Se em termos narrativos Ponyo é um filme sereno e deliberadamente simples de seguir (o mais simples de todos os de Miyazaki, embora contenha algumas camadas de entendimento menos óbvias), em termos visuais a energia que emana é transcendente e transbordante (de forma literal) – mais do que o normal nas suas obras. Há uma imensa generosidade e abundância nas formas, nos feitios, nas cores, nos movimentos (revoltos e incessantes), na magia com que a vida é projectado no ecrã – a habitual celebração da natureza é aqui uma explosão contagiante e imparável de alegria, e o mais interessante é que resulta por completo da materialização física do intelecto de Ponyo – da sua vontade inconsciente. Há um elo directo que liga a “catástrofe natural” (convém agora usar as aspas, pela tal questão da subversão comportamental, mesmo que em causa esteja um maremoto devastador e uma subida do nível das águas na ordem de umas dezenas de metros) ao estado de espírito de Ponyo, e ao seu desejo incontido de chegar junto de Sôsuke. Na melhor sequência do filme (provavelmente uma das melhores de todo o repertório de Miyazaki), a garota de cinco anos corre sobre as ondas de um vagalhão gigantesco de água, galgando tudo no seu caminho, ao som de um tema musical que evoca com espectacularidade “A Cavalgada das Valquírias”, de Wagner. E o que diz o capitão de um cargueiro depois deste “monstro” quase ter afundado o navio em que segue? “Uma menina sobre as ondas? Devia ter a idade do meu filho”….
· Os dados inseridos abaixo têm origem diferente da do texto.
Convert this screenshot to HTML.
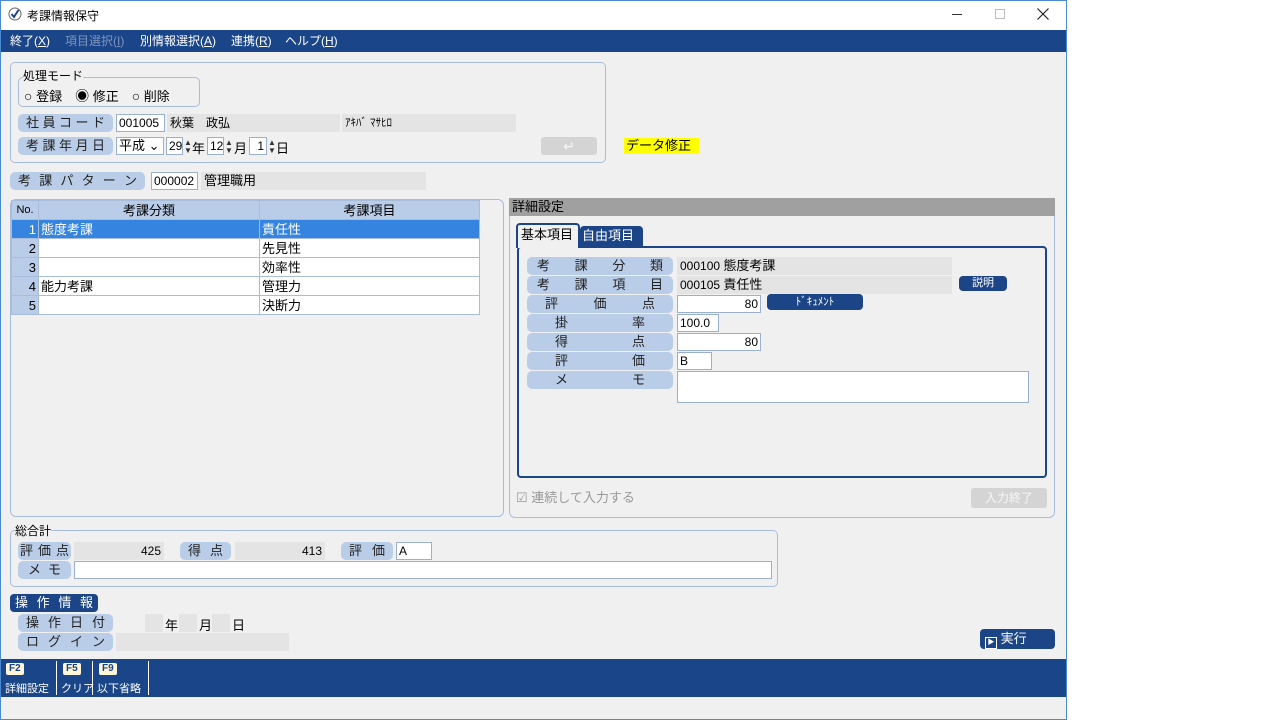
<!DOCTYPE html>
<html><head><meta charset="utf-8"><style>
*{box-sizing:border-box;margin:0;padding:0}
body{width:1280px;height:720px;background:#fff;font-family:"Liberation Sans","Noto Sans CJK JP",sans-serif;font-size:12px;color:#000;position:relative;overflow:hidden}
.a{position:absolute}
#win{left:0;top:0;width:1067px;height:720px;background:#f0f0f0}
#wb{left:0;top:0;width:1067px;height:720px;border:1px solid #4a8ad0;pointer-events:none}
.lb{position:absolute;background:#b9cde8;border-radius:5px;height:18px;line-height:18px;font-size:13px;display:flex;justify-content:space-between;padding:0 8px;color:#222}
.in{position:absolute;background:#fff;border:1px solid #9ab0d0;height:18px;line-height:16px;font-size:12px;padding:0 2px}
.gr{position:absolute;background:#e4e4e4;height:18px;line-height:18px;font-size:12px;padding:0 3px}
.grp{position:absolute;border:1px solid #a8bddc;border-radius:5px}
.db{position:absolute;background:#1c4587;color:#fff;border-radius:4px;text-align:center}
td,th{border:1px solid #a8bddc;height:19px;line-height:17px;font-size:13px;font-weight:normal;padding:0 2px}
.sp{position:absolute;font-size:8px;line-height:8px;color:#333}
.fk{position:absolute;top:4px;background:#fff6d8;color:#1a4589;font-size:10px;font-weight:bold;padding:0 3px;border-radius:2px;line-height:12px}
</style></head><body>
<div id="win" class="a">
<div class="a" style="left:0;top:0;width:1066px;height:30px;background:#fff">
 <svg class="a" style="left:8px;top:7px" width="14" height="14"><circle cx="7" cy="7" r="6" fill="none" stroke="#666"/><path d="M3.5 7 L6 10 L10.5 3" stroke="#1c4587" stroke-width="2" fill="none"/></svg>
 <span class="a" style="left:27px;top:7px;font-size:12px">考課情報保守</span>
 <div class="a" style="left:952px;top:14px;width:10px;height:1px;background:#333"></div>
 <div class="a" style="left:995px;top:9px;width:10px;height:10px;border:1px solid #bbb"></div>
 <svg class="a" style="left:1037px;top:8px" width="12" height="12"><path d="M0.5 0.5 L11.5 11.5 M11.5 0.5 L0.5 11.5" stroke="#222" stroke-width="1.2"/></svg>
</div>
<div class="a" style="left:0;top:30px;width:1066px;height:22px;background:#1a4589;color:#fff;font-size:12px;line-height:22px">
 <span class="a" style="left:10px">終了(<u>X</u>)</span>
 <span class="a" style="left:65px;color:#7f95bd">項目選択(<u>I</u>)</span>
 <span class="a" style="left:140px">別情報選択(<u>A</u>)</span>
 <span class="a" style="left:231px">連携(<u>R</u>)</span>
 <span class="a" style="left:285px">ヘルプ(<u>H</u>)</span>
</div>

<div class="grp" style="left:10px;top:62px;width:596px;height:101px"></div>
<div class="grp" style="left:18px;top:77px;width:182px;height:30px"></div>
<span class="a" style="left:23px;top:67px;background:#f0f0f0;font-size:12px">処理モード</span>
<div class="a" style="left:24px;top:86px;font-size:13px;white-space:pre"><span style="font-size:14px">○</span> 登録　<span style="font-size:14px">◉</span> 修正　<span style="font-size:14px">○</span> 削除</div>

<div class="lb" style="left:18px;top:114px;width:95px"><span>社</span><span>員</span><span>コ</span><span>ー</span><span>ド</span></div>
<div class="in" style="left:116px;top:114px;width:49px">001005</div>
<div class="gr" style="left:167px;top:114px;width:173px">秋葉　政弘</div>
<div class="gr" style="left:342px;top:114px;width:174px;font-size:11px">ｱｷﾊﾞ ﾏｻﾋﾛ</div>
<div class="lb" style="left:18px;top:137px;width:95px"><span>考</span><span>課</span><span>年</span><span>月</span><span>日</span></div>
<div class="in" style="left:116px;top:137px;width:48px;font-size:13px">平成 ⌄</div>
<div class="in" style="left:166px;top:137px;width:17px">29</div><span class="sp" style="left:184px;top:139px">▲<br>▼</span>
<span class="a" style="left:192px;top:138px;font-size:13px">年</span>
<div class="in" style="left:207px;top:137px;width:17px">12</div><span class="sp" style="left:225px;top:139px">▲<br>▼</span>
<span class="a" style="left:234px;top:138px;font-size:13px">月</span>
<div class="in" style="left:249px;top:137px;width:18px;text-align:right">1</div><span class="sp" style="left:268px;top:139px">▲<br>▼</span>
<span class="a" style="left:276px;top:138px;font-size:13px">日</span>
<div class="a" style="left:541px;top:137px;width:56px;height:18px;background:#d4d4d4;border-radius:3px;color:#f4f4f4;text-align:center;font-size:14px;line-height:18px">↵</div>
<div class="a" style="left:624px;top:138px;width:75px;height:16px;background:#ffff00;font-size:13px;line-height:16px;padding-left:2px">データ修正</div>

<div class="lb" style="left:10px;top:172px;width:135px"><span>考</span><span>課</span><span>パ</span><span>タ</span><span>ー</span><span>ン</span></div>
<div class="in" style="left:151px;top:172px;width:47px">000002</div>
<div class="gr" style="left:201px;top:172px;width:225px;font-size:13px">管理職用</div>

<div class="grp" style="left:10px;top:199px;width:494px;height:318px;border-radius:6px"></div>
<table class="a" style="left:11px;top:200px;width:469px;border-collapse:collapse;background:#fff">
<tr style="background:#b9cde8"><th style="width:27px;font-size:11px">No.</th><th style="width:221px">考課分類</th><th>考課項目</th></tr>
<tr style="background:#3584e0;color:#fff"><td style="text-align:right">1</td><td>態度考課</td><td>責任性</td></tr>
<tr><td style="text-align:right;background:#b9cde8">2</td><td></td><td>先見性</td></tr>
<tr><td style="text-align:right;background:#b9cde8">3</td><td></td><td>効率性</td></tr>
<tr><td style="text-align:right;background:#b9cde8">4</td><td>能力考課</td><td>管理力</td></tr>
<tr><td style="text-align:right;background:#b9cde8">5</td><td></td><td>決断力</td></tr>
</table>

<div class="grp" style="left:509px;top:198px;width:546px;height:320px;border-radius:6px"></div>
<div class="a" style="left:509px;top:198px;width:546px;height:18px;background:#a0a0a0;font-size:13px;line-height:18px;padding-left:3px">詳細設定</div>
<div class="a" style="left:517px;top:246px;width:530px;height:232px;border:2px solid #1c4587;border-radius:4px"></div>
<div class="a" style="left:516px;top:223px;width:64px;height:25px;background:#f0f0f0;border:2px solid #1c4587;border-bottom:none;border-radius:4px 4px 0 0;font-size:13px;line-height:20px;padding-left:3px">基本項目</div>
<div class="db" style="left:580px;top:226px;width:63px;height:20px;border-radius:4px 4px 0 0;font-size:13px;line-height:20px;text-align:left;padding-left:2px">自由項目</div>

<div class="lb" style="left:527px;top:257px;width:146px;padding:0 10px"><span>考</span><span>課</span><span>分</span><span>類</span></div>
<div class="gr" style="left:677px;top:257px;width:275px">000100 <span style="font-size:13px">態度考課</span></div>
<div class="lb" style="left:527px;top:276px;width:146px;padding:0 10px"><span>考</span><span>課</span><span>項</span><span>目</span></div>
<div class="gr" style="left:677px;top:276px;width:275px">000105 <span style="font-size:13px">責任性</span></div>
<div class="db" style="left:959px;top:276px;width:48px;height:15px;font-size:11px;line-height:15px">説明</div>
<div class="lb" style="left:527px;top:295px;width:146px;padding:0 18px"><span>評</span><span>価</span><span>点</span></div>
<div class="in" style="left:677px;top:295px;width:84px;text-align:right">80</div>
<div class="db" style="left:767px;top:294px;width:96px;height:16px;font-size:11px;line-height:16px">ﾄﾞｷｭﾒﾝﾄ</div>
<div class="lb" style="left:527px;top:314px;width:146px;padding:0 28px"><span>掛</span><span>率</span></div>
<div class="in" style="left:677px;top:314px;width:42px">100.0</div>
<div class="lb" style="left:527px;top:333px;width:146px;padding:0 28px"><span>得</span><span>点</span></div>
<div class="in" style="left:677px;top:333px;width:84px;text-align:right">80</div>
<div class="lb" style="left:527px;top:352px;width:146px;padding:0 28px"><span>評</span><span>価</span></div>
<div class="in" style="left:677px;top:352px;width:35px">B</div>
<div class="lb" style="left:527px;top:371px;width:146px;padding:0 28px"><span>メ</span><span>モ</span></div>
<div class="in" style="left:677px;top:371px;width:352px;height:32px"></div>
<div class="a" style="left:516px;top:487px;color:#999;font-size:13px">☑ 連続して入力する</div>
<div class="a" style="left:971px;top:488px;width:76px;height:20px;background:#d4d4d4;border-radius:3px;color:#f6f6f6;font-size:12px;line-height:20px;text-align:center">入力終了</div>

<div class="grp" style="left:10px;top:530px;width:768px;height:57px"></div>
<span class="a" style="left:15px;top:522px;background:#f0f0f0;font-size:12px">総合計</span>
<div class="lb" style="left:18px;top:542px;width:53px;padding:0 2px"><span>評</span><span>価</span><span>点</span></div>
<div class="gr" style="left:74px;top:542px;width:90px;text-align:right">425</div>
<div class="lb" style="left:180px;top:542px;width:51px"><span>得</span><span>点</span></div>
<div class="gr" style="left:235px;top:542px;width:90px;text-align:right">413</div>
<div class="lb" style="left:341px;top:542px;width:52px"><span>評</span><span>価</span></div>
<div class="in" style="left:396px;top:542px;width:36px">A</div>
<div class="lb" style="left:18px;top:561px;width:53px;padding:0 10px"><span>メ</span><span>モ</span></div>
<div class="in" style="left:74px;top:561px;width:698px"></div>

<div class="db" style="left:10px;top:594px;width:88px;height:18px;font-size:13px;line-height:18px;display:flex;justify-content:space-between;padding:0 5px"><span>操</span><span>作</span><span>情</span><span>報</span></div>
<div class="lb" style="left:18px;top:614px;width:95px"><span>操</span><span>作</span><span>日</span><span>付</span></div>
<div class="gr" style="left:145px;top:614px;width:18px"></div><span class="a" style="left:165px;top:615px;font-size:13px">年</span>
<div class="gr" style="left:179px;top:614px;width:18px"></div><span class="a" style="left:199px;top:615px;font-size:13px">月</span>
<div class="gr" style="left:212px;top:614px;width:18px"></div><span class="a" style="left:232px;top:615px;font-size:13px">日</span>
<div class="lb" style="left:18px;top:633px;width:95px"><span>ロ</span><span>グ</span><span>イ</span><span>ン</span></div>
<div class="gr" style="left:116px;top:633px;width:173px"></div>
<div class="db" style="left:980px;top:629px;width:75px;height:20px;font-size:13px;line-height:20px;text-align:left;padding-left:5px"><span style="display:inline-block;width:12px;height:12px;border:1.5px solid #fff;font-size:7px;line-height:9px;text-align:center;vertical-align:-1px">▶</span> 実行</div>

<div class="a" style="left:0;top:659px;width:1066px;height:38px;background:#1a4589;color:#fff;font-size:11px">
 <div class="fk" style="left:6px">F2</div>
 <span class="a" style="left:5px;top:21px">詳細設定</span>
 <div class="a" style="left:56px;top:2px;width:1px;height:34px;background:#fff"></div>
 <div class="fk" style="left:63px">F5</div>
 <span class="a" style="left:61px;top:21px">クリア</span>
 <div class="a" style="left:92px;top:2px;width:1px;height:34px;background:#fff"></div>
 <div class="fk" style="left:99px">F9</div>
 <span class="a" style="left:97px;top:21px">以下省略</span>
 <div class="a" style="left:148px;top:2px;width:1px;height:34px;background:#fff"></div>
</div>
<div id="wb" class="a"></div>
</div>
</body></html>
Ponyo à Beira-Mar é um filme sobre a capacidade que a amizade e amor têm de eliminar fronteiras difíceis, e sobre o desejo de unir dois mundos que cada vez se vão distanciando mais, o da natureza e o do homem, um desejo que no filme se materializa personificando o primeiro e dotando o segundo de um espírito mais generoso e consciente. Nos dois permanece contudo o olhar inocente e doce de uma criança - o factor que faz este "sonho" tornar-se palpável, ainda que inatingível, porque todos passámos por ele no início das nossas vidas. É um filme que tem um pouco de quase todas as obras anteriores deste realizador – desde o saudoso Conan, o Rapaz do Futuro (são inúmeras as referências a esta série magnífica), ao mundo alternativo de A Viagem de Chihiro, passando pela emoção ternurenta de O Meu Vizinho Totoro.